I leader individuali hanno bisogno di conoscenze diffuse (oltre che di staff, come descrive il bel saggio di Antonio Funiciello, Il metodo Machiavelli), di una classe dirigente non solo politica. Le condizioni in cui versa quella italiana sono auto-evidenti, conclamate, sature di mediocrità compiaciuta e persino sfrontatamente ostentata. Ma soprattutto, tanto da rappresentare la colpa più grave di un Paese, di una società, accettate supinamente come inevitabili, e sostenute con ostinata volontà, nel voto e nella non cultura diffusa.

Viceversa, una società e un Paese ambiziosi, e non solo colmi di boriosa arroganza gastronomica e orgoglio per arte pre-Unificazione, coltiverebbero virtù intellettuali, sapere diffuso e conferirebbero il governo ai “migliori”. Così potrebbero difendere e promuovere l’amor patrio, non solo i valori, ma cinicamente gli interessi nazionali, quelli commerciali ed economici, quelli identitari. Nel complesso mondo globalizzato l’Italia spingerebbe per procedere all’integrazione federalista compiuta, ché il modello intergovernativo ha mostrato ripetutamente i suoi limiti (come ricorda settimanalmente Sergio Fabbrini dalle colonne del Sole 24 Ore). Una classe dirigente, italiana ed europea, effettivamente lungimirante dovrebbe accelerare sul processo di adesione dei paesi balcanici nell’Ue.

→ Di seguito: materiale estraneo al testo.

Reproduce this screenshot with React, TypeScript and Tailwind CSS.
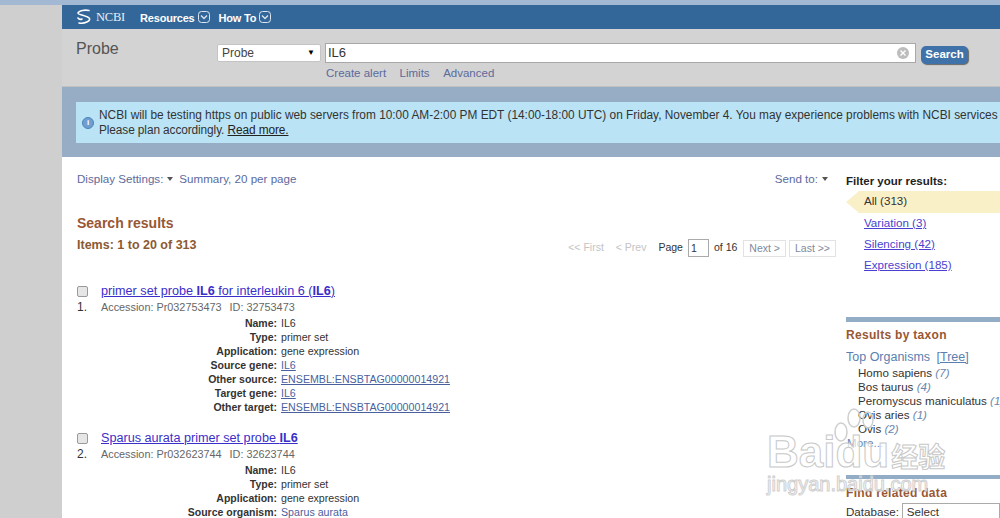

Il cosiddetto Sesto allargamento consentirebbe all’Italia in primis di giocare un ruolo di primo piano, di attore strategico sul piano regionale, di king-maker della politica estera nel Mediterraneo. Ne trarrebbe beneficio l’intero continente, l’Europa e l’interesse nazionale italiano, lasciato invece sbandierare a figuri di incerte cadenze e fatue visioni. Nei Balcani, da Podgorica a Belgrado, da Skopje e ovviamente a Tirana, l’Italia rappresenta L’america, il punto di riferimento culturale, ideale, sociale, valoriale. Ma per intercettare quelle aspirazioni, ad esempio, la Farnesina andrebbe guidata attingendo a un bagaglio culturale e politico fatto di conoscenze, reputazione, progettualità e leadership, non ad improvvisazioni fanciullesche, anche per valorizzare quanto di importante fatto negli anni precedenti.